“Million Mile Flyer” unable to go the distance in challenge to frequent flyer program changes

Lagen v. United Continental Holdings, Inc. (N.D. Ill. Jan. 23, 2014).  As with many, if not all, frequent flyer programs, United’s MileagePlus program rules have always expressly allowed United to change or eliminate the program’s benefits.  In an attempt to get around these rules, and the many opinions upholding an airline’s right to enforce similar rules, the plaintiff contended that United had entered into an additional and separate “Million Mile Flyer” contract with him, and the members of a proposed class, under which the airline was obligated to provide them with certain irreducible “lifetime benefits,” including certain upgrades, bonus miles and seating priority.

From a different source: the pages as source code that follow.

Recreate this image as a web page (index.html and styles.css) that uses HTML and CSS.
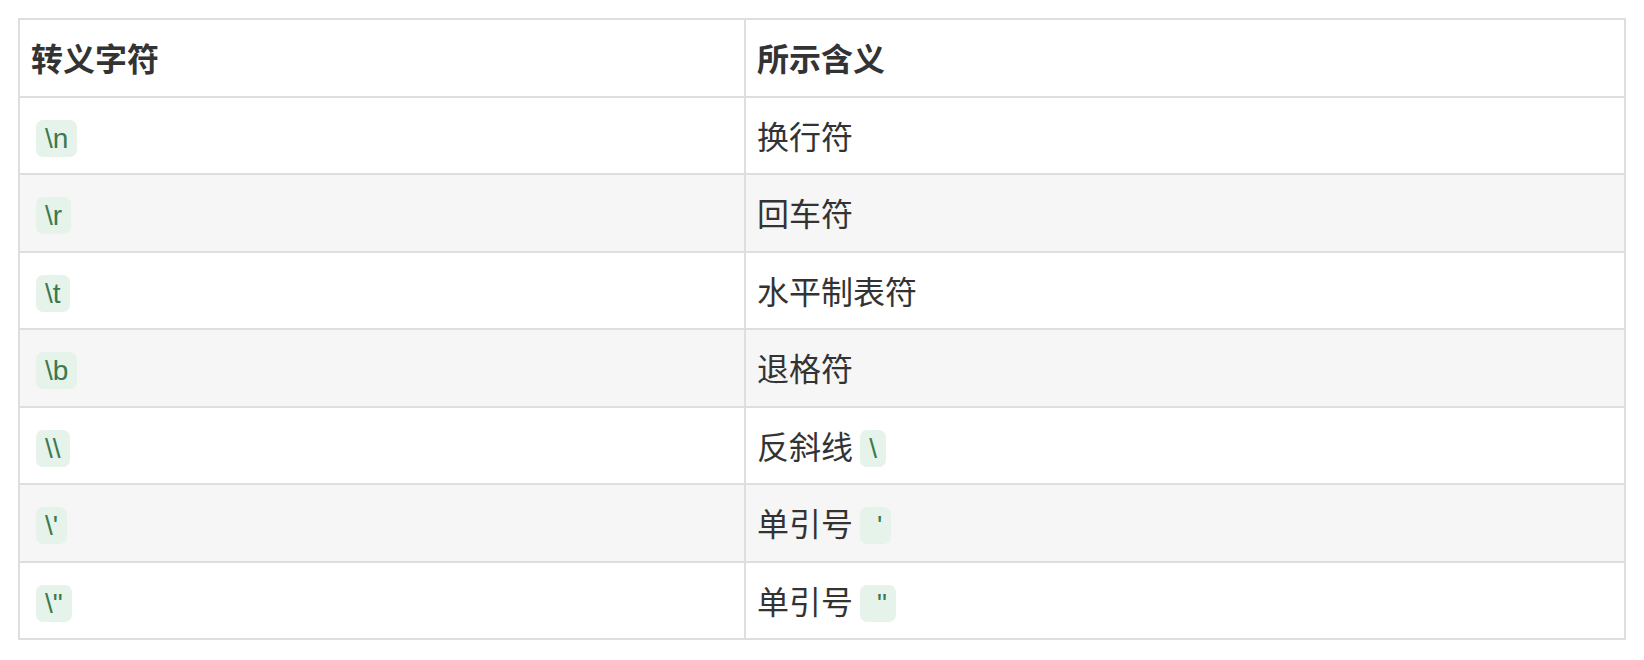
FILE: index.html
```html
<!DOCTYPE html>
<html lang="zh-CN">
<head>
<meta charset="utf-8">
<link rel="stylesheet" href="styles.css">
</head>
<body>
<div class="wrap">
<table class="esc">
<colgroup><col class="c1"><col class="c2"></colgroup>
<thead>
<tr><th>转义字符</th><th>所示含义</th></tr>
</thead>
<tbody>
<tr><td><code class="lead">\n</code></td><td>换行符</td></tr>
<tr><td><code class="lead">\r</code></td><td>回车符</td></tr>
<tr><td><code class="lead">\t</code></td><td>水平制表符</td></tr>
<tr><td><code class="lead">\b</code></td><td>退格符</td></tr>
<tr><td><code class="lead">\\</code></td><td>反斜线 <code>\</code></td></tr>
<tr><td><code class="lead">\'</code></td><td>单引号 <code>&nbsp;'</code></td></tr>
<tr><td><code class="lead">\"</code></td><td>单引号 <code>&nbsp;"</code></td></tr>
</tbody>
</table>
</div>
</body>
</html>
```
FILE: styles.css
```css
html, body {
  margin: 0;
  padding: 0;
  background: #ffffff;
}
.wrap {
  padding: 18px 18px 0 18px;
}
.esc {
  width: 1608px;
  border-collapse: collapse;
  table-layout: fixed;
  border: 2px solid #dedede;
  font-family: "Noto Sans CJK SC", "Liberation Sans", sans-serif;
  font-size: 32px;
  color: #333333;
}
.c1 { width: 726px; }
.esc th,
.esc td {
  border: 2px solid #dedede;
  padding: 12px 11px;
  line-height: 51.5px;
  height: 51.5px;
  text-align: left;
  vertical-align: middle;
}
.esc th {
  font-weight: 700;
}
.esc td {
  font-weight: 400;
}
.esc tbody tr:nth-child(even) td {
  background: #f6f6f6;
}
.esc code {
  font-family: "Liberation Sans", sans-serif;
  font-size: 28px;
  line-height: 1;
  vertical-align: 1px;
  color: #3a7a4e;
  background: #e6f3eb;
  border-radius: 7px;
  padding: 5px 9px 4px 9px;
  margin: 0;
  white-space: pre;
  display: inline-block;
}
.esc code.lead {
  margin-left: 5px;
}
```
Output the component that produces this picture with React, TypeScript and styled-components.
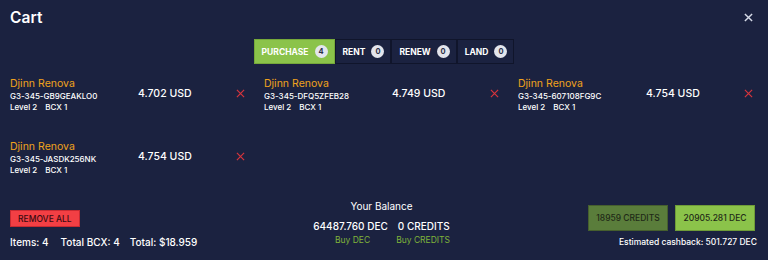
import styled, { createGlobalStyle } from 'styled-components';

const GlobalStyle = createGlobalStyle`
	* { box-sizing: border-box; }
	body {
		margin: 0;
		background: #1b2240;
		font-family: Inter, 'Noto Sans', sans-serif;
		color: #ffffff;
	}
`;

type Item = { id: string; price: string };

const items: Item[] = [
	{ id: 'G3-345-GB9GEAKLO0', price: '4.702 USD' },
	{ id: 'G3-345-DFQ5ZFEB28', price: '4.749 USD' },
	{ id: 'G3-345-607108FG9C', price: '4.754 USD' },
	{ id: 'G3-345-JASDK256NK', price: '4.754 USD' },
];

const tabs = [
	{ label: 'PURCHASE', count: 4 },
	{ label: 'RENT', count: 0 },
	{ label: 'RENEW', count: 0 },
	{ label: 'LAND', count: 0 },
];

function App() {
	return (
		<>
			<GlobalStyle />
			<StyledModal>
				<StyledHeader>
					<StyledTitle>Cart</StyledTitle>
					<StyledClose aria-label='close'>
						<svg width='9' height='9' viewBox='0 0 10 10'>
							<path d='M1 1L9 9M9 1L1 9' stroke='#d6dbe8' strokeWidth='1.6' />
						</svg>
					</StyledClose>
				</StyledHeader>
				<StyledTabs>
					{tabs.map((t, i) => (
						<StyledTab key={t.label} $active={i === 0}>
							{t.label}
							<StyledBadge>{t.count}</StyledBadge>
						</StyledTab>
					))}
				</StyledTabs>
				<StyledGrid>
					{items.map((item) => (
						<StyledItem key={item.id}>
							<StyledInfo>
								<StyledName>Djinn Renova</StyledName>
								<StyledId>{item.id}</StyledId>
								<StyledMeta>
									<span>Level 2</span>
									<span>BCX 1</span>
								</StyledMeta>
							</StyledInfo>
							<StyledPrice>{item.price}</StyledPrice>
							<StyledRemove aria-label='remove'>
								<svg width='9' height='9' viewBox='0 0 10 10'>
									<path d='M1 1L9 9M9 1L1 9' stroke='#d8343c' strokeWidth='1.3' />
								</svg>
							</StyledRemove>
						</StyledItem>
					))}
				</StyledGrid>
				<StyledFooter>
					<StyledLeft>
						<StyledRemoveAll>REMOVE ALL</StyledRemoveAll>
						<StyledTotals>
							<span>Items: 4</span>
							<span>Total BCX: 4</span>
							<span>Total: $18.959</span>
						</StyledTotals>
					</StyledLeft>
					<StyledBalance>
						<StyledBalanceTitle>Your Balance</StyledBalanceTitle>
						<StyledBalanceRow>
							<span>64487.760 DEC</span>
							<span>0 CREDITS</span>
						</StyledBalanceRow>
						<StyledBuyRow>
							<StyledBuy>Buy DEC</StyledBuy>
							<StyledBuy>Buy CREDITS</StyledBuy>
						</StyledBuyRow>
					</StyledBalance>
					<StyledRight>
						<StyledPayRow>
							<StyledPay $variant='dark'>18959 CREDITS</StyledPay>
							<StyledPay $variant='bright'>20905.281 DEC</StyledPay>
						</StyledPayRow>
						<StyledCashback>Estimated cashback: 501.727 DEC</StyledCashback>
					</StyledRight>
				</StyledFooter>
			</StyledModal>
		</>
	);
}

const StyledModal = styled.main`
	width: 768px;
	height: 260px;
	padding: 6px 10px 0 10px;
	display: flex;
	flex-direction: column;
`;

const StyledHeader = styled.header`
	display: flex;
	justify-content: space-between;
	align-items: center;
	height: 22px;
`;

const StyledTitle = styled.h2`
	margin: 0;
	font-size: 15.5px;
	font-weight: 600;
	letter-spacing: 0.1px;
`;

const StyledClose = styled.button`
	background: none;
	border: none;
	padding: 0;
	margin-right: 5px;
	display: flex;
	cursor: pointer;
`;

const StyledTabs = styled.nav`
	display: flex;
	justify-content: center;
	margin-top: 11px;
`;

const StyledTab = styled.button<{ $active?: boolean }>`
	height: 25px;
	padding: 0 6px 0 7px;
	display: flex;
	align-items: center;
	gap: 6px;
	font-family: Inter, sans-serif;
	font-size: 8.5px;
	font-weight: 700;
	color: #ffffff;
	background: ${(p) => (p.$active ? '#8bc34a' : '#1b2240')};
	border: 1.5px solid ${(p) => (p.$active ? '#76a93a' : '#10152b')};
	cursor: pointer;
`;

const StyledBadge = styled.span`
	width: 13px;
	height: 13px;
	border-radius: 50%;
	background: #e3e5ec;
	color: #2a2f45;
	font-size: 7.5px;
	font-weight: 700;
	display: flex;
	align-items: center;
	justify-content: center;
`;

const StyledGrid = styled.section`
	display: grid;
	grid-template-columns: repeat(3, 240px);
	column-gap: 14px;
	row-gap: 19px;
	margin-top: 13px;
`;

const StyledItem = styled.article`
	display: grid;
	grid-template-columns: 128px 1fr 14px;
	align-items: start;
	height: 44px;
`;

const StyledInfo = styled.div`
	display: flex;
	flex-direction: column;
`;

const StyledName = styled.div`
	color: #f0a21c;
	font-size: 10.5px;
	line-height: 13px;
`;

const StyledId = styled.div`
	font-size: 8px;
	font-weight: 500;
	line-height: 10px;
	margin-top: 1px;
`;

const StyledMeta = styled.div`
	display: flex;
	gap: 8px;
	font-size: 8px;
	font-weight: 500;
	line-height: 10px;
	margin-top: 1px;
`;

const StyledPrice = styled.div`
	font-size: 10.5px;
	font-weight: 500;
	margin-top: 10px;
`;

const StyledRemove = styled.button`
	background: none;
	border: none;
	padding: 0;
	margin-top: 12px;
	display: flex;
	cursor: pointer;
`;

const StyledFooter = styled.footer`
	margin-top: auto;
	display: grid;
	grid-template-columns: 1fr 1fr 1fr;
	align-items: end;
	padding-bottom: 12px;
`;

const StyledLeft = styled.div`
	display: flex;
	flex-direction: column;
	gap: 9px;
	align-items: flex-start;
`;

const StyledRemoveAll = styled.button`
	background: #f23f44;
	border: 1px solid #c82a31;
	color: #3a0b10;
	font-family: Inter, sans-serif;
	font-size: 8.5px;
	font-weight: 500;
	padding: 0 7px;
	height: 17px;
	cursor: pointer;
`;

const StyledTotals = styled.div`
	display: flex;
	gap: 12px;
	font-size: 10px;
	font-weight: 500;
	line-height: 12px;
	& span:last-child {
		margin-left: -2px;
	}
`;

const StyledBalance = styled.div`
	display: flex;
	flex-direction: column;
	align-items: center;
	padding-right: 5px;
`;

const StyledBalanceTitle = styled.div`
	font-size: 10px;
	line-height: 12px;
`;

const StyledBalanceRow = styled.div`
	display: flex;
	gap: 10px;
	font-size: 10px;
	font-weight: 500;
	margin-top: 8px;
	line-height: 12px;
`;

const StyledBuyRow = styled.div`
	display: flex;
	gap: 26px;
	font-size: 8.5px;
	margin-top: 3px;
	line-height: 11px;
	padding-left: 22px;
	margin-bottom: 2px;
`;

const StyledBuy = styled.a`
	color: #7fb33a;
	cursor: pointer;
`;

const StyledRight = styled.div`
	display: flex;
	flex-direction: column;
	align-items: flex-end;
	gap: 6px;
	padding-right: 1px;
`;

const StyledPayRow = styled.div`
	display: flex;
	gap: 7px;
	padding-right: 2px;
`;

const StyledPay = styled.button<{ $variant: 'dark' | 'bright' }>`
	height: 26px;
	width: 80px;
	font-family: Inter, sans-serif;
	font-size: 8.5px;
	font-weight: 500;
	color: #1f2a17;
	background: ${(p) => (p.$variant === 'bright' ? '#8bc34a' : '#5a7d3b')};
	border: 1px solid ${(p) => (p.$variant === 'bright' ? '#6f9c38' : '#465f2e')};
	cursor: pointer;
`;

const StyledCashback = styled.div`
	font-size: 8.5px;
	font-weight: 500;
	line-height: 11px;
`;

export default App;
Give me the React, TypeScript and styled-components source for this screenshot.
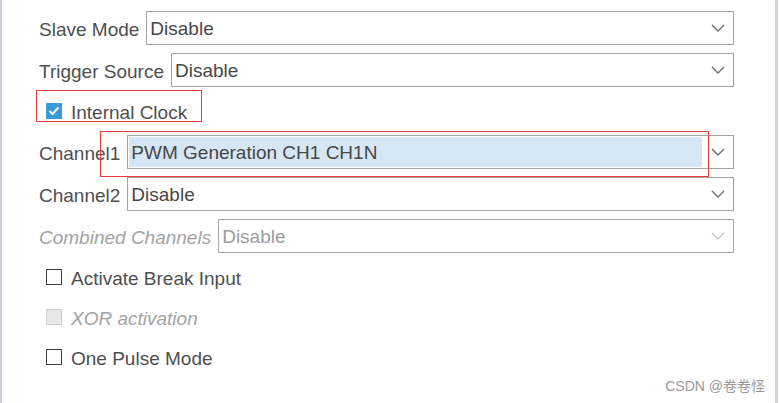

In January 2013, the court partially granted United’s motion to dismiss, dismissing the plaintiff’s claims for breach of the implied covenant of good faith and fair dealing and unjust enrichment, leaving only his breach of contract claim.  In its opinion regarding the motion to dismiss, the court warned that, ultimately, the plaintiff would have the burden “to prove (not plead) that a contract exists between Plaintiff’s proposed Million Miler class and United that differs from the Mileage Plus contract United argues is the contract Plaintiff seeks to enforce.”  The case proceeded through discovery, but the plaintiff was unable to prove the existence of a separate Million Mile Flyer contract.  Accordingly, the court granted United’s summary judgment motion.

Update:  On December 22, 2014, the Seventh Circuit affirmed the district court’s judgment.